#### [REQUIREMENTS]
Reply with only the number of lines that contain the string "components".

#### [SUPPLIED DATA]
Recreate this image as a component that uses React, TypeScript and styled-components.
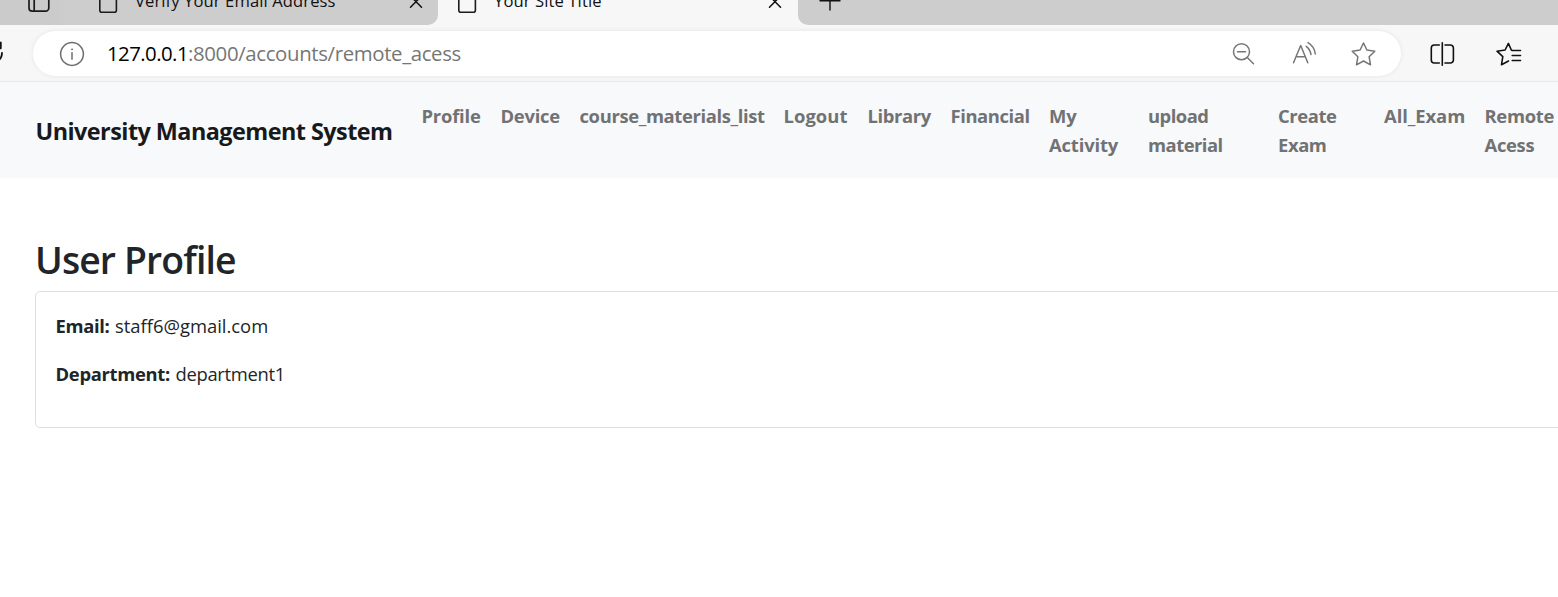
import React from "react";
import styled, { createGlobalStyle } from "styled-components";

const GlobalStyle = createGlobalStyle`
  *, *::before, *::after { box-sizing: border-box; }
  html, body { margin: 0; background: #fff; overflow: hidden; }
  body { font-family: "Open Sans", "Noto Sans", sans-serif; color: #212529; }
  h1, p { margin: 0; font-weight: inherit; }
`;

const Page = styled.div`
  width: 1558px;
  height: 597px;
  overflow: hidden;
  background: #fff;
`;

const TabStrip = styled.div`
  height: 25px;
  display: flex;
  background: #f7f7f7;
  overflow: hidden;
`;

const StripStart = styled.div`
  width: 79px;
  height: 25px;
  padding-left: 27px;
  background: linear-gradient(to right, #cbcbcb 70%, #cdcdcd);
`;

const Tab = styled.div<{ $active?: boolean }>`
  width: ${(p) => (p.$active ? 360 : 359)}px;
  height: 25px;
  display: flex;
  align-items: flex-start;
  padding-left: 18px;
  background: ${(p) => (p.$active ? "#f7f7f7" : "#cdcdcd")};
  border-bottom-right-radius: ${(p) => (p.$active ? 0 : "10px")};
`;

const TabTitle = styled.span<{ $track: number }>`
  width: 274px;
  margin: -11px 0 0 16px;
  font-size: 16.6px;
  line-height: 24px;
  letter-spacing: ${(p) => p.$track}px;
  white-space: nowrap;
  color: #111;
`;

const StripEnd = styled.div`
  flex: 1;
  height: 25px;
  padding-left: 20px;
  background: #cdcdcd;
  border-bottom-left-radius: 10px;
`;

const Toolbar = styled.div`
  height: 57px;
  display: flex;
  align-items: flex-start;
  padding-top: 6px;
  background: #f7f7f7;
  border-bottom: 1px solid #e6e8ea;
`;

const ReloadSlot = styled.div`
  width: 33px;
  height: 45px;
`;

const AddressBar = styled.div`
  width: 1368px;
  height: 45px;
  display: flex;
  align-items: center;
  padding: 0 23px 0 26px;
  border-radius: 23px;
  background: #fff;
  box-shadow: 0 0 5px rgba(0, 0, 0, 0.08);
`;

const Url = styled.div`
  flex: 1;
  margin: -2px 0 0 22px;
  font-size: 20.4px;
  line-height: 28px;
  white-space: nowrap;
`;

const UrlPart = styled.span<{ $color: string; $track: number }>`
  color: ${(p) => p.$color};
  letter-spacing: ${(p) => p.$track}px;
`;

const AddressActions = styled.div`
  display: flex;
  gap: 32px;
`;

const ToolbarActions = styled.div`
  display: flex;
  align-items: center;
  gap: 39px;
  height: 45px;
  margin-left: 27px;
`;

const Icon = styled.svg`
  display: block;
  flex: none;
  fill: none;
  stroke-linecap: round;
  stroke-linejoin: round;
`;

const Navbar = styled.nav`
  height: 96px;
  display: flex;
  padding-left: 35.5px;
  background: #f8f9fb;
`;

const Brand = styled.div`
  width: 386px;
  flex: none;
  padding-top: 31px;
  font-size: 23.4px;
  font-weight: 700;
  line-height: 36px;
  letter-spacing: -0.54px;
  white-space: nowrap;
  color: #17191b;
`;

const NavLinks = styled.div`
  display: flex;
  padding-top: 19px;
`;

const NavLink = styled.a<{ $width: number; $track: number }>`
  width: ${(p) => p.$width}px;
  flex: none;
  font-size: 18.4px;
  font-weight: 700;
  line-height: 29px;
  letter-spacing: ${(p) => p.$track}px;
  white-space: pre-line;
  color: #717273;
`;

const Content = styled.main`
  padding: 59px 0 0 35px;
`;

const Heading = styled.h1`
  font-size: 37.4px;
  font-weight: 600;
  line-height: 46px;
  letter-spacing: -0.88px;
  color: #212529;
`;

const Card = styled.section`
  width: 1540px;
  height: 137px;
  margin-top: 8px;
  padding: 19px 19.5px;
  border: 1px solid #dfdfdf;
  border-radius: 5px;
`;

const Field = styled.p`
  height: 29px;
  margin-bottom: 19px;
  display: flex;
  font-size: 18.4px;
  line-height: 29px;
  white-space: nowrap;
`;

const Label = styled.strong<{ $width: number; $track: number }>`
  width: ${(p) => p.$width}px;
  font-weight: 700;
  letter-spacing: ${(p) => p.$track}px;
`;

const Value = styled.span<{ $track: number }>`
  letter-spacing: ${(p) => p.$track}px;
`;

const links = [
  { text: "Profile", width: 79, track: -0.2 },
  { text: "Device", width: 79, track: -0.25 },
  { text: "course_materials_list", width: 204, track: -0.35 },
  { text: "Logout", width: 84, track: 0.05 },
  { text: "Library", width: 83, track: -0.35 },
  { text: "Financial", width: 98.5, track: -0.4 },
  { text: "My\nActivity", width: 99, track: -0.15 },
  { text: "upload\nmaterial", width: 130, track: -0.5 },
  { text: "Create\nExam", width: 106, track: -0.4 },
  { text: "All_Exam", width: 100.5, track: -0.05 },
  { text: "Remote\nAcess", width: 80, track: -0.3 },
];

const PageIcon = () => (
  <Icon width="22" height="14" viewBox="0 0 22 14" stroke="#1b1b1b" strokeWidth="1.6">
    <path d="M2.8 -8V10.2a2 2 0 0 0 2 2h12.6a2 2 0 0 0 2-2V-8" />
  </Icon>
);

const CloseIcon = () => (
  <Icon width="14" height="10" viewBox="0 0 14 10" stroke="#111" strokeWidth="1.5">
    <path d="M1.5 -4 12.5 7.3M12.5 -4 1.5 7.3" />
  </Icon>
);

export default function App() {
  return (
    <Page>
      <GlobalStyle />
      <TabStrip>
        <StripStart>
          <Icon width="24" height="14" viewBox="0 0 24 14" stroke="#1b1b1b" strokeWidth="1.7">
            <path d="M2 -6V8a3.2 3.2 0 0 0 3.2 3.2h13.4A3.2 3.2 0 0 0 21.8 8V-6M7.2 -6V11" />
          </Icon>
        </StripStart>
        <Tab>
          <PageIcon />
          <TabTitle $track={0.1}>Verify Your Email Address</TabTitle>
          <CloseIcon />
        </Tab>
        <Tab $active>
          <PageIcon />
          <TabTitle $track={0.1}>Your Site Title</TabTitle>
          <CloseIcon />
        </Tab>
        <StripEnd>
          <Icon width="24" height="12" viewBox="0 0 24 12" stroke="#111" strokeWidth="1.4">
            <path d="M2 .7H22M12 -9V10" />
          </Icon>
        </StripEnd>
      </TabStrip>
      <Toolbar>
        <ReloadSlot>
          <Icon width="6" height="45" viewBox="0 0 6 45" stroke="#111" strokeWidth="1.8">
            <path d="M.8 11.5V17.3H-4M2 21.8C2 25.5 .8 28 -2 29.6" />
          </Icon>
        </ReloadSlot>
        <AddressBar>
          <Icon width="26" height="26" viewBox="0 0 26 26" stroke="#6d6d6d" strokeWidth="1.5">
            <circle cx="13" cy="13" r="11.4" />
            <path d="M13 11.7V18.3" />
            <circle cx="13" cy="8.3" r=".5" fill="#6d6d6d" strokeWidth="1" />
          </Icon>
          <Url>
            <UrlPart $color="#000" $track={-0.56}>127.0.0.1</UrlPart>
            <UrlPart $color="#767676" $track={-0.36}>:8000/accounts/remote_acess</UrlPart>
          </Url>
          <AddressActions>
            <Icon width="28" height="28" viewBox="0 0 28 28" stroke="#767676" strokeWidth="1.5">
              <circle cx="11.5" cy="11.7" r="8" />
              <path d="M7.5 11.7H15.5M17.3 17.5 23.5 23.7" />
            </Icon>
            <Icon width="28" height="28" viewBox="0 0 28 28" stroke="#767676" strokeWidth="1.5">
              <path d="M3.5 22.7 10.7 5.5 17.8 22.7M6.2 16.7H15.2M16.2 6.3Q20 9 21 14.5M18 2.6Q24.5 6.5 25.3 14" />
            </Icon>
            <Icon width="28" height="28" viewBox="0 0 28 28" stroke="#767676" strokeWidth="1.5">
              <path d="M13.5 3 16.9 10 24.8 11.2 19.1 16.7 20.5 24.8 13.5 21 6.5 24.8 7.9 16.7 2.2 11.2 10.1 10Z" />
            </Icon>
          </AddressActions>
        </AddressBar>
        <ToolbarActions>
          <Icon width="28" height="28" viewBox="0 0 28 28" stroke="#111" strokeWidth="1.6">
            <path d="M14.3 2.7V25.3M11.3 5H6.3a3 3 0 0 0-3 3v12A3 3 0 0 0 6.3 23h5M17 5h5.4a3 3 0 0 1 3 3v12A3 3 0 0 1 22.4 23h-5.4" />
          </Icon>
          <Icon width="28" height="28" viewBox="0 0 28 28" stroke="#111" strokeWidth="1.6">
            <path d="M17.2 10.5 16.2 9.8 13.4 3.4 10.1 10 2 11.2 7.8 16.7 6.5 24.8 13.5 21M17.2 15.5H25.5M17.2 20.5H25.5M17.2 10.5H25.5" />
          </Icon>
        </ToolbarActions>
      </Toolbar>
      <Navbar>
        <Brand>University Management System</Brand>
        <NavLinks>
          {links.map((l) => (
            <NavLink key={l.text} $width={l.width} $track={l.track}>{l.text}</NavLink>
          ))}
        </NavLinks>
      </Navbar>
      <Content>
        <Heading>User Profile</Heading>
        <Card>
          <Field>
            <Label $width={59.5} $track={-0.35}>Email:</Label>
            <Value $track={0}>staff6@gmail.com</Value>
          </Field>
          <Field>
            <Label $width={120} $track={-0.3}>Department:</Label>
            <Value $track={-0.3}>department1</Value>
          </Field>
        </Card>
      </Content>
    </Page>
  );
}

#### [THE ANSWER]
2